Rachel Haine-Schlagel
Yeah, we need cloning services. Or time expanding services, something like that. Okay. I wanna ask you my last question which comes out of my own background as a clinical psychologist, which maybe sounds like you've done some clinical psychology work as well. So this question might really speak to you in a way that's different than it does to other guests. But if I could wave a magic wand and make schools better in the way that you want them to be, wWhat would it look like?
Patricia Sánchez Lizardi:
I think it would look like a place where all children get their needs met, and I mean, academically, emotionally, where they meet the child where they are. And they don't think of children a product where you can't respect the individuality of the child, the creativity of the child, this social, emotional development of the child, their pace of learning. All children can learn. They need different supports where you actually really praise and accept the differences as something beautiful and something positive, and not something to put in the same box. Where teachers could feel that they actually can do their work, because I think most teachers that I have work with really feel like they wanna be teachers. They wanna work with children. They want to support them in their development.
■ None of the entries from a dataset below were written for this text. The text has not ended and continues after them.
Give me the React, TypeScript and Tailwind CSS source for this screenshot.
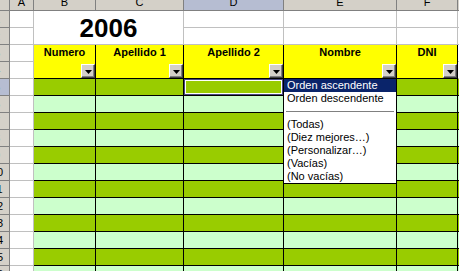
import React from 'react';

const cols = [
  { letter: 'B', title: 'Numero' },
  { letter: 'C', title: 'Apellido 1' },
  { letter: 'D', title: 'Apellido 2' },
  { letter: 'E', title: 'Nombre' },
  { letter: 'F', title: 'DNI' },
];

const letters = ['A', 'B', 'C', 'D', 'E', 'F', 'G'];

const menu = [
  'Orden ascendente',
  'Orden descendente',
  '-',
  '(Todas)',
  '(Diez mejores…)',
  '(Personalizar…)',
  '(Vacías)',
  '(No vacías)',
];

function FilterButton() {
  return (
    <div className="mt-auto flex h-[14px] w-[14px] items-center justify-center self-end border border-t-white border-l-white border-r-[#404040] border-b-[#404040] bg-[#d4d0c8] shadow-[inset_-1px_-1px_0_#808080]">
      <svg width="7" height="4" viewBox="0 0 7 4" className="mt-[1px]">
        <path d="M0 0h7L3.5 4z" fill="#000" />
      </svg>
    </div>
  );
}

function RowHead({ n, active }: { n: number; active?: boolean }) {
  return (
    <div
      className={`overflow-hidden border-r border-b border-[#808080] ${
        active ? 'bg-[#b6bdd2]' : 'bg-[#d4d0c8]'
      }`}
    >
      <div className="ml-[-16px] w-[26px] text-center text-[11px] leading-[16px] text-black">{n}</div>
    </div>
  );
}

function White() {
  return <div className="border-r border-b border-[#c0c0c0] bg-white" />;
}

export default function App() {
  const dataRows = [5, 6, 7, 8, 9, 10, 11, 12, 13, 14, 15, 16];

  return (
    <div className="relative h-[271px] w-[459px] overflow-hidden bg-white font-['Liberation_Sans',Arial,sans-serif] text-black">
      <div className="grid grid-cols-[10px_24px_62px_88px_100px_113px_61px_20px] grid-rows-[11px_repeat(16,17px)]">
        {/* column letters */}
        <div className="border-r border-b border-[#808080] bg-[#d4d0c8]" />
        {letters.map((l) => (
          <div
            key={l}
            className={`flex items-end justify-center overflow-hidden border-r border-b border-[#808080] ${
              l === 'D' ? 'bg-[#b6bdd2]' : 'bg-[#d4d0c8]'
            }`}
          >
            <span className="mb-[2px] text-[11px] leading-none">{l}</span>
          </div>
        ))}

        {/* row 1 */}
        <RowHead n={1} />
        <White />
        <div className="col-span-2 row-span-2 flex items-center justify-center border-r border-b border-[#c0c0c0] bg-white text-[26px] font-bold leading-none">
          2006
        </div>
        <White />
        <White />
        <White />
        <White />

        {/* row 2 */}
        <RowHead n={2} />
        <White />
        <White />
        <White />
        <White />
        <White />

        {/* rows 3-4: header */}
        <RowHead n={3} />
        <White />
        {cols.map((c) => (
          <div
            key={c.letter}
            className="row-span-2 flex flex-col border-r border-b border-black bg-[#ffff00]"
          >
            <div className="pt-[1px] text-center text-[11px] font-bold leading-[13px]">{c.title}</div>
            <FilterButton />
          </div>
        ))}
        <White />
        <RowHead n={4} />
        <White />
        <White />

        {/* data rows */}
        {dataRows.map((r) => {
          const bg = r % 2 === 1 ? 'bg-[#99cc00]' : 'bg-[#ccffcc]';
          return (
            <React.Fragment key={r}>
              <RowHead n={r} active={r === 5} />
              <White />
              {cols.map((c) => (
                <div
                  key={c.letter}
                  className={`border-r border-b border-black ${bg} ${
                    r === 5 && c.letter === 'D'
                      ? 'shadow-[inset_0_0_0_1px_#48487e,inset_0_0_0_2px_#ffffff]'
                      : ''
                  }`}
                />
              ))}
              <div className={`border-b border-black ${bg}`} />
            </React.Fragment>
          );
        })}
      </div>

      {/* autofilter dropdown */}
      <div className="absolute top-[78px] left-[283px] w-[114px] border border-black bg-white">
        {menu.map((m, i) =>
          m === '-' ? (
            <div key={i} className="flex h-[13px] items-center px-[2px]">
              <div className="h-px w-full bg-[#808080]" />
            </div>
          ) : (
            <div
              key={i}
              className={`h-[13px] pl-[3px] text-[11px] leading-[13px] whitespace-nowrap ${
                i === 0 ? 'bg-[#0a246a] text-white' : 'text-black'
              }`}
            >
              {m}
            </div>
          )
        )}
      </div>
    </div>
  );
}
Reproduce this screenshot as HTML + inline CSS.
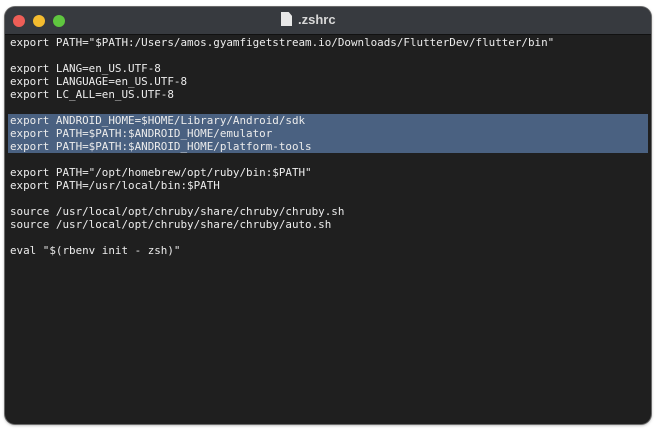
<!DOCTYPE html>
<html><head><style>
html,body{margin:0;padding:0;background:#fff;width:657px;height:432px;overflow:hidden}
.win{position:absolute;left:5px;top:7px;width:646px;height:417px;background:#1f1f1f;border-radius:10px;overflow:hidden;box-shadow:0 0 0 1px #6a6a6a,0 1px 3px rgba(0,0,0,.4)}
.bar{height:27px;background:#373a3f;border-bottom:1px solid #111;position:relative}
.dot{position:absolute;top:8px;width:12px;height:12px;border-radius:50%}
.title{position:absolute;left:293px;top:5px;color:#d8d8d8;font:bold 13px "Liberation Sans",sans-serif}
.file{position:absolute;left:-17px;top:0;width:11px;height:14px;background:#e8e8e8;clip-path:polygon(0 0,70% 0,100% 28%,100% 100%,0 100%)}
pre{margin:0;padding:0 0 0 5px;font:10.9px/13px "DejaVu Sans Mono",monospace;color:#ececec;position:relative;top:1px}
.hl{background:#4a6181;margin-left:-2px;padding-left:2px;width:638px;display:block}
</style></head><body>
<div class="win">
<div class="bar">
<div class="dot" style="left:8px;background:#ee5e57"></div>
<div class="dot" style="left:28px;background:#f4bc2f"></div>
<div class="dot" style="left:48px;background:#5fc63f"></div>
<div class="title"><span class="file"></span>.zshrc</div>
</div>
<pre>export PATH="$PATH:/Users/amos.gyamfigetstream.io/Downloads/FlutterDev/flutter/bin"

export LANG=en_US.UTF-8
export LANGUAGE=en_US.UTF-8
export LC_ALL=en_US.UTF-8

<span class="hl">export ANDROID_HOME=$HOME/Library/Android/sdk
export PATH=$PATH:$ANDROID_HOME/emulator
export PATH=$PATH:$ANDROID_HOME/platform-tools</span>
export PATH="/opt/homebrew/opt/ruby/bin:$PATH"
export PATH=/usr/local/bin:$PATH

source /usr/local/opt/chruby/share/chruby/chruby.sh
source /usr/local/opt/chruby/share/chruby/auto.sh

eval "$(rbenv init - zsh)"</pre>
</div>
</body></html>
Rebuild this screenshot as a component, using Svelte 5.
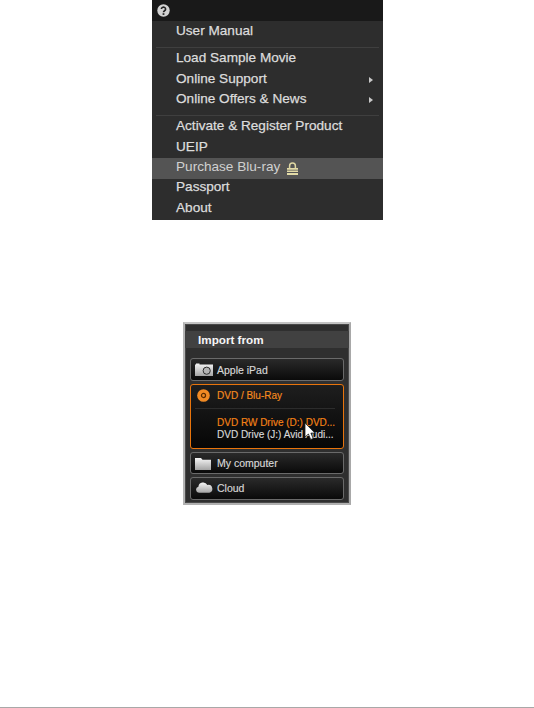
<script>
	const topItems = [
		{ label: 'Load Sample Movie' },
		{ label: 'Online Support', sub: true },
		{ label: 'Online Offers & News', sub: true }
	];
	const bottomItems = [
		{ label: 'Activate & Register Product' },
		{ label: 'UEIP' },
		{ label: 'Purchase Blu-ray', active: true, locked: true },
		{ label: 'Passport' },
		{ label: 'About' }
	];
</script>

{#snippet row(item)}
	<div class="row" class:active={item.active}>
		<span>{item.label}</span>
		{#if item.locked}
			<svg width="11" height="13" viewBox="0 0 11 13">
				<path d="M2.6 6V4a2.9 2.9 0 0 1 5.8 0V6" fill="none" stroke="#ded6a2" stroke-width="1.5" />
				<path d="M0 6h11v1.7H0zM0 8.4h11v1.7H0zM0 10.9h11V13H0z" fill="#e2daa6" />
			</svg>
		{/if}
		{#if item.sub}
			<i class="arrow"></i>
		{/if}
	</div>
{/snippet}

<div class="page">
	<div class="menu">
		<div class="menu-head">
			<svg width="13" height="13" viewBox="0 0 13 13">
				<circle cx="6.5" cy="6.5" r="6.2" fill="#d2d2d2" />
				<path d="M4.4 5.1a2.1 2 0 1 1 3.2 1.7c-.8.5-1.1.8-1.1 1.5" fill="none" stroke="#222" stroke-width="1.6" />
				<rect x="5.6" y="9.2" width="1.8" height="1.7" fill="#222" />
			</svg>
		</div>
		<div class="group first">
			<div class="row"><span>User Manual</span></div>
		</div>
		<div class="group">
			{#each topItems as item}
				{@render row(item)}
			{/each}
		</div>
		<div class="group last">
			{#each bottomItems as item}
				{@render row(item)}
			{/each}
		</div>
	</div>

	<div class="panel">
		<div class="panel-title">Import from</div>
		<div class="sources">
			<div class="source">
				<span class="slot">
					<svg width="18" height="13" viewBox="0 0 18 13">
						<defs>
							<linearGradient id="silver" x1="0" y1="0" x2="0" y2="1">
								<stop offset="0" stop-color="#f6f6f6" />
								<stop offset="1" stop-color="#a4a4a4" />
							</linearGradient>
						</defs>
						<path d="M0 1.5h1v-1h3.5v1H18V13H0z" fill="url(#silver)" />
						<circle cx="11.7" cy="7.7" r="3.6" fill="#b4b4b4" stroke="#2e2e2e" stroke-width="1" />
					</svg>
				</span>
				<span>Apple iPad</span>
			</div>
			<div class="source open">
				<div class="open-head">
					<span class="slot disc">
						<svg width="13" height="13" viewBox="0 0 14 14">
							<circle cx="7" cy="7" r="6.8" fill="#f08a24" />
							<circle cx="7" cy="7" r="2.2" fill="none" stroke="#5a2c00" stroke-width="1.3" />
						</svg>
					</span>
					<span>DVD / Blu-Ray</span>
				</div>
				<div class="drives">
					<div class="drive current">DVD RW Drive (D:) DVD...</div>
					<div class="drive">DVD Drive (J:) Avid Audi...</div>
				</div>
				<svg class="cursor" width="13" height="19" viewBox="0 0 13 19">
					<path d="M1 1v14l3.4-3 2.3 5.5 2.5-1-2.3-5.4H11z" fill="#fff" stroke="#222" stroke-width=".8" />
				</svg>
			</div>
			<div class="source short">
				<span class="slot">
					<svg width="16" height="13" viewBox="0 0 16 13">
						<path d="M0 1h6l1.5 1.8H16V13H0z" fill="url(#silver)" />
					</svg>
				</span>
				<span>My computer</span>
			</div>
			<div class="source last-source">
				<span class="slot">
					<svg width="18" height="11" viewBox="0 0 18 11">
						<path d="M4 10.8a3.1 3.1 0 0 1-.6-6.1A4.8 4.8 0 0 1 12.4 3a3.5 3.5 0 0 1 1.8 7.8z" fill="url(#silver)" />
					</svg>
				</span>
				<span>Cloud</span>
			</div>
		</div>
	</div>

	<div class="page-rule"></div>
</div>

<style>
	:global(body) {
		background: #fff;
	}

	.page {
		display: flex;
		flex-direction: column;
		height: 708px;
		overflow: hidden;
		font-family: "Liberation Sans", Arial, sans-serif;
	}

	.menu {
		width: 231px;
		height: 220px;
		margin-left: 152px;
		background: #2d2d2d;
		color: #dcdcdc;
		font-size: 13.6px;
		-webkit-text-stroke: 0.25px #dcdcdc;
	}

	.menu-head {
		display: flex;
		align-items: center;
		height: 21px;
		padding-left: 5px;
		box-sizing: border-box;
		background: #191919;
	}

	.group {
		margin: -0.5px 4px 0;
		padding: 0 0 6.5px;
		border-bottom: 1px solid #3f3f3f;
	}

	.group.first {
		margin-top: -1px;
		padding-bottom: 7px;
	}

	.group.last {
		border-bottom: 0;
	}

	.row {
		display: flex;
		align-items: center;
		gap: 7px;
		height: 20.3px;
		padding-left: 20px;
		position: relative;
	}

	.row.active {
		top: 2px;
		margin: 0 -4px;
		padding-left: 24px;
		background: #545454;
		color: #d0d0d0;
		-webkit-text-stroke: 0;
	}

	.row.active span {
		position: relative;
		top: -2px;
	}

	.arrow {
		position: absolute;
		right: 6px;
		top: 9px;
		border-left: 4px solid #c8c8c8;
		border-top: 3.5px solid transparent;
		border-bottom: 3.5px solid transparent;
	}

	.panel {
		width: 168px;
		height: 183px;
		box-sizing: border-box;
		margin: 102px 0 0 183px;
		background: #2f2f2f;
		border: 2px solid #b8b8b8;
		border-color: #c4c4c4 #a8a8a8 #b0b0b0 #b4b4b4;
		box-shadow: inset 0 0 0 1px #4a4a4a;
	}

	.panel-title {
		margin-top: 7px;
		height: 17px;
		line-height: 17px;
		padding-left: 13px;
		background: #414141;
		color: #f6f6f6;
		font-size: 11.7px;
		font-weight: 700;
	}

	.sources {
		display: flex;
		flex-direction: column;
		gap: 3px;
		margin: 10px 5px 0;
	}

	.source {
		display: flex;
		align-items: center;
		height: 23px;
		box-sizing: border-box;
		padding-left: 4px;
		border: 1px solid #6a6a6a;
		border-radius: 3px;
		background: linear-gradient(#2a2a2a, #0a0a0a);
		color: #d8d8d8;
		font-size: 10.5px;
		-webkit-text-stroke: 0.15px currentColor;
	}

	.source.short {
		height: 22px;
	}

	.source.last-source {
		padding-bottom: 2px;
	}

	.slot {
		display: flex;
		align-items: center;
		flex: none;
		width: 22px;
	}

	.source.open {
		position: relative;
		display: block;
		height: 65px;
		padding: 0 0 0 4px;
		border-color: #e8740c;
		background: linear-gradient(#1e1e1e, #060606);
		color: #f58a1e;
		font-size: 10px;
	}

	.open-head {
		display: flex;
		align-items: center;
		height: 21px;
		padding-bottom: 2px;
		margin-right: 8px;
		border-bottom: 1px solid #2c2c2c;
	}

	.slot.disc {
		box-sizing: border-box;
		padding-left: 2px;
	}

	.drives {
		margin: 8px 0 0 22px;
		font-size: 10px;
		line-height: 12px;
		white-space: nowrap;
	}

	.current {
		color: #f58216;
	}

	.drive:not(.current) {
		color: #d8d8d8;
	}

	.cursor {
		position: absolute;
		left: 113px;
		top: 37px;
	}

	.page-rule {
		margin-top: auto;
		height: 1px;
		background: #a8a8a8;
	}
</style>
But many times the administrative structures are such that limit what they can do. So a place where all children could thrive and feel safe and learn at their own pace, and feel happy for developing, and where they don't feel ashamed because they don't speak their language well enough, or because they're in this country for ... I don't know. They're refugees, so they have different backgrounds that have prevented them from being in this place from the beginning, and where they can actually feel that they belong.
Rachel Haine-Schlagel:
Oh, that's a wonderful, wonderful vision. I was just smiling inside and outside as you were talking about. And it I it sounds like the work you're doing to prepare school psychologists is really a step in that direction, right — to populate that workforce with people that that are feel confident in in their ability to meet kids where they are and to really be paying attention to kids assets. And so that's just very, very exciting work. So thank you so much, Patricia, for talking with us. I really really enjoyed our conversation. And I wish you all the best of luck in your work.
Patricia Sánchez Lizardi:
Thank you. This has been very enjoyable. Nice talk talking to you. Thank you so much for having me.